RECORDS FOR THIS EXERCISE –
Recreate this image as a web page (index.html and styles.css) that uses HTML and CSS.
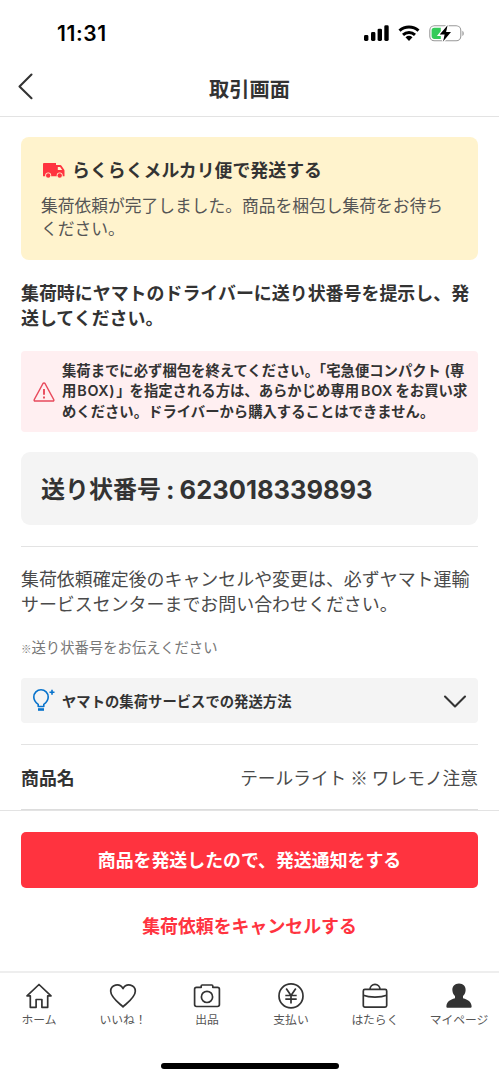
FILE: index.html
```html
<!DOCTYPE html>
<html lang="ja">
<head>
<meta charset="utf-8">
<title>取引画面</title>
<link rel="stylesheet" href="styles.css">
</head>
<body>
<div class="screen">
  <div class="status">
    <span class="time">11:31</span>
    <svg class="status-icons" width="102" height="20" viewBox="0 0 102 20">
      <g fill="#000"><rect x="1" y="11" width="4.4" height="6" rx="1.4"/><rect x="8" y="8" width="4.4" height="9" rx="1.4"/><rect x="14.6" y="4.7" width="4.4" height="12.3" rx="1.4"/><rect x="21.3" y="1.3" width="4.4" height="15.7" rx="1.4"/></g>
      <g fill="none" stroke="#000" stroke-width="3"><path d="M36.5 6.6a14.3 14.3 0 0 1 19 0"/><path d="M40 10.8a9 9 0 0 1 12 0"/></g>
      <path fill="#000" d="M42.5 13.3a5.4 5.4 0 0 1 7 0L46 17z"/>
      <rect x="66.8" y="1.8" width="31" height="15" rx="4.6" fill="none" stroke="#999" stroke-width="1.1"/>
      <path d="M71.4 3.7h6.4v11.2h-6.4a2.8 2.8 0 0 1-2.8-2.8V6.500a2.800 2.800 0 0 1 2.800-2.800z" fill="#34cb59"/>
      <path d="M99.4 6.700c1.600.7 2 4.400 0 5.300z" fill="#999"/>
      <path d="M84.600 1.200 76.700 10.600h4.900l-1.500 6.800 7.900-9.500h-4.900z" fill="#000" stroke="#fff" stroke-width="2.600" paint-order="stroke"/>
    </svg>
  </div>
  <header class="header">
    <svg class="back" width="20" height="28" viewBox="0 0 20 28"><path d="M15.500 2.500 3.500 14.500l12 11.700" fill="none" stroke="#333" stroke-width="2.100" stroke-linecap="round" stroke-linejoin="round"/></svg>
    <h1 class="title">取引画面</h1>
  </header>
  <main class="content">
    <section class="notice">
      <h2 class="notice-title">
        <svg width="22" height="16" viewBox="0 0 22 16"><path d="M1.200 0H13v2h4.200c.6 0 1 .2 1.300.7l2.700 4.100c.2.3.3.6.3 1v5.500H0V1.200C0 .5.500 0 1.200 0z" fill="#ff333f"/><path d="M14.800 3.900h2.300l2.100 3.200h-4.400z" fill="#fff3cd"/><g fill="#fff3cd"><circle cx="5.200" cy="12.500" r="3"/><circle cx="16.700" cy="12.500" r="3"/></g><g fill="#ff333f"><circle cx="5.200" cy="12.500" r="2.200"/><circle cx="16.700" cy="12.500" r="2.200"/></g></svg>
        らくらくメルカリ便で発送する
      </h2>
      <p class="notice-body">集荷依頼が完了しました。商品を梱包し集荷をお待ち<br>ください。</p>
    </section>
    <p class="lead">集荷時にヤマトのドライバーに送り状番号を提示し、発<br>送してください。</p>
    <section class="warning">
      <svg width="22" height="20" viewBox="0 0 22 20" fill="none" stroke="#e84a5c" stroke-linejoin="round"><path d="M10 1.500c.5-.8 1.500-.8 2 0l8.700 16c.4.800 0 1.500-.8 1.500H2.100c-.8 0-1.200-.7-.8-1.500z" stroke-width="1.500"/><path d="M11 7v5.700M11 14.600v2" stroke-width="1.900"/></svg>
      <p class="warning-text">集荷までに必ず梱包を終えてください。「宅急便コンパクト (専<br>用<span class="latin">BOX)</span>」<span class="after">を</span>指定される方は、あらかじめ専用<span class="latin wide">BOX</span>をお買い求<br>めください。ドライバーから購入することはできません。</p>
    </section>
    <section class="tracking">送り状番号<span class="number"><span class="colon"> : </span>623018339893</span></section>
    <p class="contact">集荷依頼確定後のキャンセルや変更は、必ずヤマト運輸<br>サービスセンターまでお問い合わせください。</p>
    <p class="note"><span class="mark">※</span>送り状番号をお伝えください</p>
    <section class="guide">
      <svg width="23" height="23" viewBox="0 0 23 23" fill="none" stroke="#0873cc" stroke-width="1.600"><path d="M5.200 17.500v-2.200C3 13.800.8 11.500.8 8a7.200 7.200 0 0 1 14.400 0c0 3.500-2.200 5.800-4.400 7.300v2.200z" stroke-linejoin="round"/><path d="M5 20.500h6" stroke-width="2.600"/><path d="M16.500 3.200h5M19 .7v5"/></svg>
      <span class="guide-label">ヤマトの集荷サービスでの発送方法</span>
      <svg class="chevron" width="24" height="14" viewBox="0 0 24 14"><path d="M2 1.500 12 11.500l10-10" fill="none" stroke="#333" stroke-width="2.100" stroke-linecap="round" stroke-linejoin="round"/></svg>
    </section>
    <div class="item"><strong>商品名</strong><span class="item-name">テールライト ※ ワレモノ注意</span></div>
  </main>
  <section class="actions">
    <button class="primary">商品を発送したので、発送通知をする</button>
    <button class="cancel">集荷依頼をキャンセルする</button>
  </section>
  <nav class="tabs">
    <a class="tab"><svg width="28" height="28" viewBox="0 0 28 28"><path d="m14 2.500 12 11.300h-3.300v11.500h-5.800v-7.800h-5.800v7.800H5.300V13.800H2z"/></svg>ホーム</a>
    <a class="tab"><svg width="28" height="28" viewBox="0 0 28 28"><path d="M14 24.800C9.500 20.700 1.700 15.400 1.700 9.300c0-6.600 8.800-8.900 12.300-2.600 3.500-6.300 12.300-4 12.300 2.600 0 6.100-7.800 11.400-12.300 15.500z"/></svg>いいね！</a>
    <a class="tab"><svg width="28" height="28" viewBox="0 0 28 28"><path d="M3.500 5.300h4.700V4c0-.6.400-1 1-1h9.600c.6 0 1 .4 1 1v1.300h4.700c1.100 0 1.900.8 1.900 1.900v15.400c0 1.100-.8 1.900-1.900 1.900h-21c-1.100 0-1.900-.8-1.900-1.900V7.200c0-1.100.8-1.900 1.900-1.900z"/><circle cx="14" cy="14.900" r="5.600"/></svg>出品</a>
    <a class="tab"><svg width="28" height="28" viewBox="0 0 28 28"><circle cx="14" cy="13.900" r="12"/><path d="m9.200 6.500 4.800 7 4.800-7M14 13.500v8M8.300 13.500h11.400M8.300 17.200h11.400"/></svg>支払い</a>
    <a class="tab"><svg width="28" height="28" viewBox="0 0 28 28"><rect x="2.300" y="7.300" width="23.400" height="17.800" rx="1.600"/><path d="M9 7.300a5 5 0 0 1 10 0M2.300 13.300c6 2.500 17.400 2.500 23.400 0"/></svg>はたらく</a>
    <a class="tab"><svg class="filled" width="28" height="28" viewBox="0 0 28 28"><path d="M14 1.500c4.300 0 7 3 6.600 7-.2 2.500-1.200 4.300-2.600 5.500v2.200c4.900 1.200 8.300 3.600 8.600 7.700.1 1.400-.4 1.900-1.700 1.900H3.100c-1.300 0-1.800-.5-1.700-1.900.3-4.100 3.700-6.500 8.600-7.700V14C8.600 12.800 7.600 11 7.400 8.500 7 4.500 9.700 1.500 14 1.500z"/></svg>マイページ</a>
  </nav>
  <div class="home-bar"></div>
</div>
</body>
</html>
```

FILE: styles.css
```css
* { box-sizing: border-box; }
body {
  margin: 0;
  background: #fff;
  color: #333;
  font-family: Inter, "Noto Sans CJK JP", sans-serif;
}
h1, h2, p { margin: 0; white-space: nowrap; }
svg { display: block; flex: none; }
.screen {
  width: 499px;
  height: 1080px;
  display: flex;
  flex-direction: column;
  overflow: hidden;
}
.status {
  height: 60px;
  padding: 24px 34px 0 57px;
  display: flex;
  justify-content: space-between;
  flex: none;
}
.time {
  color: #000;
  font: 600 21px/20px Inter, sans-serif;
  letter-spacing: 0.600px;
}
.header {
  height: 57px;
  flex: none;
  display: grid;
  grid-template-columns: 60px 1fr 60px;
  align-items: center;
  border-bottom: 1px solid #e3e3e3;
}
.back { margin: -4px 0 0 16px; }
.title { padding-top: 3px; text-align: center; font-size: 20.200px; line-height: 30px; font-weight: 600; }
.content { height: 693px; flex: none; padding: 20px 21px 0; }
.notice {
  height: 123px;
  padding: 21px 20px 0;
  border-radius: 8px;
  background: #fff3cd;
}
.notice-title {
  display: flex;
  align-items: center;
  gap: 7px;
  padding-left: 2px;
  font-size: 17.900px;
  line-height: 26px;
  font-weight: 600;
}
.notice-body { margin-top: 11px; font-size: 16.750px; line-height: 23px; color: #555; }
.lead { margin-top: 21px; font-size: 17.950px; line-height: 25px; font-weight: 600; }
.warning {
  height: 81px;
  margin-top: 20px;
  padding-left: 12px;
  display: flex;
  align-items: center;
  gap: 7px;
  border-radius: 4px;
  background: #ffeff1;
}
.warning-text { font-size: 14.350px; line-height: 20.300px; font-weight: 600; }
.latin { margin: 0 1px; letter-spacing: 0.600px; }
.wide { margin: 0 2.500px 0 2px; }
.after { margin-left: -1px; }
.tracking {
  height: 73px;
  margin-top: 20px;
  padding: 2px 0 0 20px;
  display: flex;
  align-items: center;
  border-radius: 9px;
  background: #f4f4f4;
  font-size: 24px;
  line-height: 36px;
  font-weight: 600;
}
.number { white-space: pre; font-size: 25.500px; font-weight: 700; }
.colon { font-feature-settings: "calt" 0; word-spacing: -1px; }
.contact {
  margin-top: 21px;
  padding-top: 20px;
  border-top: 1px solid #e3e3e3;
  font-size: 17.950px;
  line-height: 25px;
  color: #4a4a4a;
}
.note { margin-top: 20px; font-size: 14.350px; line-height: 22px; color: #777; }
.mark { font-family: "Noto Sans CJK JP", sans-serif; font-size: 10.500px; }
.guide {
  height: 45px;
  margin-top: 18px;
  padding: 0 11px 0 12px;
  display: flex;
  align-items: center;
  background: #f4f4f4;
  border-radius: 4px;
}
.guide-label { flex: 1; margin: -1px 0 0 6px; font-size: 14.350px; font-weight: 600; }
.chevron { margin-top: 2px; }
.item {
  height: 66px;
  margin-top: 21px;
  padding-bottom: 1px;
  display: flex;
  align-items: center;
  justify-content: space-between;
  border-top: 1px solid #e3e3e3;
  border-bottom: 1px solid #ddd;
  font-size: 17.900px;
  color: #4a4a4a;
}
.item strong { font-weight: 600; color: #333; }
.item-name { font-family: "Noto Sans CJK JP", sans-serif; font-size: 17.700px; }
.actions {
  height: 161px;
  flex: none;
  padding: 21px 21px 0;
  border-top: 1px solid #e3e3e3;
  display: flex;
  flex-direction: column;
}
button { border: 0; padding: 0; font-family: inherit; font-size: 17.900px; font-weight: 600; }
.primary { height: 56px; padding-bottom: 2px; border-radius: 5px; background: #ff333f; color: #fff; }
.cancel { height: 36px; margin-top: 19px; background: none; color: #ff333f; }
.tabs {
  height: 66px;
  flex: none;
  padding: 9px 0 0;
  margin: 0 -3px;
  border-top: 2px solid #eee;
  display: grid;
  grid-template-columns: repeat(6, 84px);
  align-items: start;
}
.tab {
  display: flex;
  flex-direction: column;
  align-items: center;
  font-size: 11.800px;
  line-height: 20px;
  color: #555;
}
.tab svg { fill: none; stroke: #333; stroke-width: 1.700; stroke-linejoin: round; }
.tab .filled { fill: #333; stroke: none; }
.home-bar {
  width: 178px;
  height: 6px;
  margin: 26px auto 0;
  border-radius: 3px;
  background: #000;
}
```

---

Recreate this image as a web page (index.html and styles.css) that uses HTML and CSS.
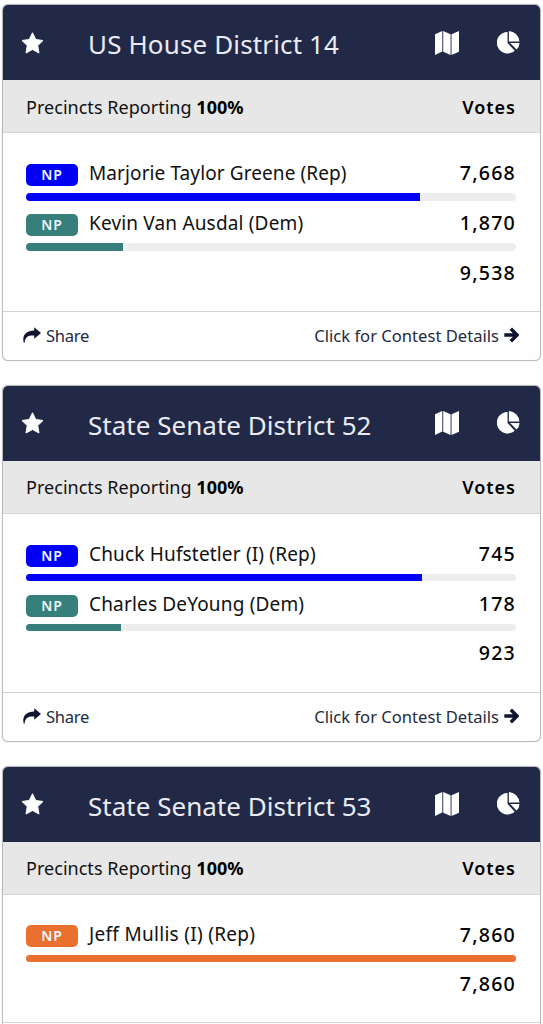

...

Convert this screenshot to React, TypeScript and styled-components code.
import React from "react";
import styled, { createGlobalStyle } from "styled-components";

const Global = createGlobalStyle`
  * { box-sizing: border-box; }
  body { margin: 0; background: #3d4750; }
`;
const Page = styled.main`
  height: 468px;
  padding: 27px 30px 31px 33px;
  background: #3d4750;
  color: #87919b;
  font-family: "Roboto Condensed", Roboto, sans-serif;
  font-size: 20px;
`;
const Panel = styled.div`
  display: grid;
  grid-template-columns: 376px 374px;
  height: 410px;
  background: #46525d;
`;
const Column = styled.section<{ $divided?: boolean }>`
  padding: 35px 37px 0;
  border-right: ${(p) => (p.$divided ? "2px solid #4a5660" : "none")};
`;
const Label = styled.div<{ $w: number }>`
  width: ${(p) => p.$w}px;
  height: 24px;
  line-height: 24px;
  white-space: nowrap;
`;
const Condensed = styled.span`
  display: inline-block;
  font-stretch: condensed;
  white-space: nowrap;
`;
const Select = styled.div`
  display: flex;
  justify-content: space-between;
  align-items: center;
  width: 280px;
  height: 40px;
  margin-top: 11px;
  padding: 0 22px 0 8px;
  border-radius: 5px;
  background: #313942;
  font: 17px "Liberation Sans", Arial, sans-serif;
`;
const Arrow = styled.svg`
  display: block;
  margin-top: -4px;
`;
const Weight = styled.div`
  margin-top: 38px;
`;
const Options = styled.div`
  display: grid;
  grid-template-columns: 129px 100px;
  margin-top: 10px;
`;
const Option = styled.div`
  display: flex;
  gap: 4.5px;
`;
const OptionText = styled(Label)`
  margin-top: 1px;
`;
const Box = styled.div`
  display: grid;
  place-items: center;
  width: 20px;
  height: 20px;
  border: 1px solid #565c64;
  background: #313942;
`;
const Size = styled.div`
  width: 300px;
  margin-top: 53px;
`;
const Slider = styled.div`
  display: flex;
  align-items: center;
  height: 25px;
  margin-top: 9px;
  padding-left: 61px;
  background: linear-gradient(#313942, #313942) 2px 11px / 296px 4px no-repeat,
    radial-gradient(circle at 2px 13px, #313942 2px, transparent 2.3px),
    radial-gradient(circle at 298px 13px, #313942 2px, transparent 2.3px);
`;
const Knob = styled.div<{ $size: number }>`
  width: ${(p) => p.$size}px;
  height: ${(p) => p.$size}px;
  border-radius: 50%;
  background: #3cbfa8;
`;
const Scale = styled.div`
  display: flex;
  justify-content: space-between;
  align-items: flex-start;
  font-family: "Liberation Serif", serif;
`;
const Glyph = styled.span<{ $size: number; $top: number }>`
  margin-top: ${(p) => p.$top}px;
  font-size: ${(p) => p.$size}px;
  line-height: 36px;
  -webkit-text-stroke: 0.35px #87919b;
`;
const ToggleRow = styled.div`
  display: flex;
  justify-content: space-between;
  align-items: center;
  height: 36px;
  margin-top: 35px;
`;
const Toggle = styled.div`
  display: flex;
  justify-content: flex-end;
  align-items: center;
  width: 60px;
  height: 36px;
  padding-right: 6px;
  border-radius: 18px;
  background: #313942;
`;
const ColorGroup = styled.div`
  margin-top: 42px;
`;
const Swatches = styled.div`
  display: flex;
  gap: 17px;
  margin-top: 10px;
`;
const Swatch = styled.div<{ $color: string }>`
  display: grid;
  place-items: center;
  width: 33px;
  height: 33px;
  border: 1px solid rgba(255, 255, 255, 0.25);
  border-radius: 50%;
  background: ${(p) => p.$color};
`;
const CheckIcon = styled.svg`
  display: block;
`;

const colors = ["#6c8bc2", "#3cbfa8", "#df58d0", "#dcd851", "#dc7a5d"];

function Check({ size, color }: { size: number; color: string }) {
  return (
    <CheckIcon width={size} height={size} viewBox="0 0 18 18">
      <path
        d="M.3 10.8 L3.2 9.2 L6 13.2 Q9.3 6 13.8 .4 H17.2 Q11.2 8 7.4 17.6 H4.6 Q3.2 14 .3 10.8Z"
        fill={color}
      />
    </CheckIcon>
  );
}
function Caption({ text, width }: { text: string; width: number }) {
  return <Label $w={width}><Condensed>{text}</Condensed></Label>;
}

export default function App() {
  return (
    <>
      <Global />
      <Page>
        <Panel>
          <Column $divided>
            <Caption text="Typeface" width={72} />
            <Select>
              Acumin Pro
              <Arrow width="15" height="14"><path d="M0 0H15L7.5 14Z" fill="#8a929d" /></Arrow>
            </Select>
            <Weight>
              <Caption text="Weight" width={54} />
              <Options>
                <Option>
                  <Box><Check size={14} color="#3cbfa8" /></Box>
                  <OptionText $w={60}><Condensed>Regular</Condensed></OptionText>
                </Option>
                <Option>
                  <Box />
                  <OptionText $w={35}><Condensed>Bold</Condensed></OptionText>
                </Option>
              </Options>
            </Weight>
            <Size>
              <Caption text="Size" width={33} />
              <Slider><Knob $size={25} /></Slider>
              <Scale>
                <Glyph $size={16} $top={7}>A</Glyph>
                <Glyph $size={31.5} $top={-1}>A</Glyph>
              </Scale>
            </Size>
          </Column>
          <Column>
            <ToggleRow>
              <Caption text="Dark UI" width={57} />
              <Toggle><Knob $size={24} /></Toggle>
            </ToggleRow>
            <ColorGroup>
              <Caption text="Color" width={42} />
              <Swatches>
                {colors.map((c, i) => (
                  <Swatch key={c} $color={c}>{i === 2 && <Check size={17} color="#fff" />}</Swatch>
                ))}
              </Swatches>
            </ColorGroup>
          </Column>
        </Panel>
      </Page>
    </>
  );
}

WHAT THE EXERCISE ASKS – Copy each line in the data that holds the word "React".

OUTPUT OF THE TASK –
Convert this screenshot to React, TypeScript and styled-components code.
import React from "react";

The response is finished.